Die Beklagte regt an, den Rechtsstreit gegebenenfalls auszusetzen und dem Europäischen Gerichtshof vorzulegen, weil ein Verbot der Telefonwerbung mit Artikel 10 der Fernabsatzrichtlinie nicht vereinbar sei und auch Artikel 14 der Fernabsatzrichtlinie den Mitglied Staaten nicht die Möglichkeit eröffne, eine gegenüber dem europäischen Verbraucherschutz grundlegend verschiedene Konzeption des Verbraucherschutzes aufrecht zu erhalten.

Ihren Vollstreckungsschutzantrag begründet die Beklagte damit, sie sei darauf angewiesen, ständig Kontakt zu neuen Betrieben per Telefon aufzunehmen. Da bei ihr eingehende Aufträge häufig von den Handwerksbetrieben, mit denen sie regelmäßig zusammenarbeite, wegen mangelnder zeitlicher Verfügbarkeit oder mangelndem Angebot nicht erfüllt werden könnten, müssten andere Unternehmen kontaktiert werden. Die Notwendigkeit, neue Unternehmen auch auf telefonischem Wege ansprechen zu können, werde noch dadurch verstärkt, dass die eingehenden Aufträge häufig unter einem großen zeitlichen Druck bearbeitet werden müssten. Ein Verzicht auf die Kontaktaufnahme per Telefon würde bei ihr zu einem. Umsatzrückgang von bis zu 42% führen.

Daraus ergebe sich zugleich, dass die Stattgabe der Klage einem Berufsverbot gleichkäme, die Beklagte mithin in ihren Rechten aus Art. 12 GG verletzen würde.

Im Termin zur mündlichen Verhandlung vor dem Senat am 24. Juli 2003 war in Wahrnehmung der Parteirechte der Beklagten Herr Mike M. anwesend.
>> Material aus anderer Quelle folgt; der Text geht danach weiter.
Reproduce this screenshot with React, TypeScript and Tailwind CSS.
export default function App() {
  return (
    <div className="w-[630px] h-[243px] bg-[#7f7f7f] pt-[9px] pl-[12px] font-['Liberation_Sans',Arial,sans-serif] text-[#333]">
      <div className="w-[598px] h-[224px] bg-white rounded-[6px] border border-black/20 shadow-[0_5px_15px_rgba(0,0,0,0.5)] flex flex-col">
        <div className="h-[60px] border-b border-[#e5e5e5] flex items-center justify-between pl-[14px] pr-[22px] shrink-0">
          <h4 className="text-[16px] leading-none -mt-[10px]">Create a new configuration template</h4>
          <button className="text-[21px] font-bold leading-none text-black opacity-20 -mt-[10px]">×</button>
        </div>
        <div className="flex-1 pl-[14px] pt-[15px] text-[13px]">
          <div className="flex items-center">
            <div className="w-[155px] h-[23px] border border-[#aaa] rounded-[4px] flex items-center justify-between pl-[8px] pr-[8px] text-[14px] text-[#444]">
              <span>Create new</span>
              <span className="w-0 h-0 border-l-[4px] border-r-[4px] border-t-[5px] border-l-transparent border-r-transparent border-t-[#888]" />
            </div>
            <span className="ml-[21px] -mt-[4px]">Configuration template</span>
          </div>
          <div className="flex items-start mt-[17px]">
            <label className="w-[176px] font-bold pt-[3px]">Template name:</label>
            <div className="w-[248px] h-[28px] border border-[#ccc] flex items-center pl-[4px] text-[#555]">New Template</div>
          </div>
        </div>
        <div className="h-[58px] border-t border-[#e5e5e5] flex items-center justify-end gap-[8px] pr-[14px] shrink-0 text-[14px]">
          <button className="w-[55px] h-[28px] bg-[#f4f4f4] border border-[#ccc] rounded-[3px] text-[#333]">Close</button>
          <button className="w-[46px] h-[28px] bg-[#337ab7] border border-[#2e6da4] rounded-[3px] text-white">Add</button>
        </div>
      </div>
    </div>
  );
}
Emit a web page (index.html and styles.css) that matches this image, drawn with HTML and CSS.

Dieser erklärte auf entsprechendes Befragen des Senats, die Beklagte habe bislang darauf verzichtet, als Vertragsunternehmen in Betracht kommende Handwerksbetriebe schriftlich zu kontaktieren, um ihre grundsätzliche Bereitschaft in Erfahrung zu bringen, mit der Beklagten zusammen zu arbeiten, weil dies praktisch nicht durchführbar sei und daher auch für die Zukunft nicht geplant sei. Denn die Beklagte könne unmöglich im Vorhinein absehen, welche neuen Vertragsunternehmen für sie interessant sein könnten. Es könne sein, dass sie für einen Handwerksbetrieb, den sie ohne das Bestehen eines konkreten Bedarfs kontaktiere, erst in zwei bis drei Jahren eine Verwendung haben werde.

II.

Die zulässige Berufung hat auch in der Sache Erfolg.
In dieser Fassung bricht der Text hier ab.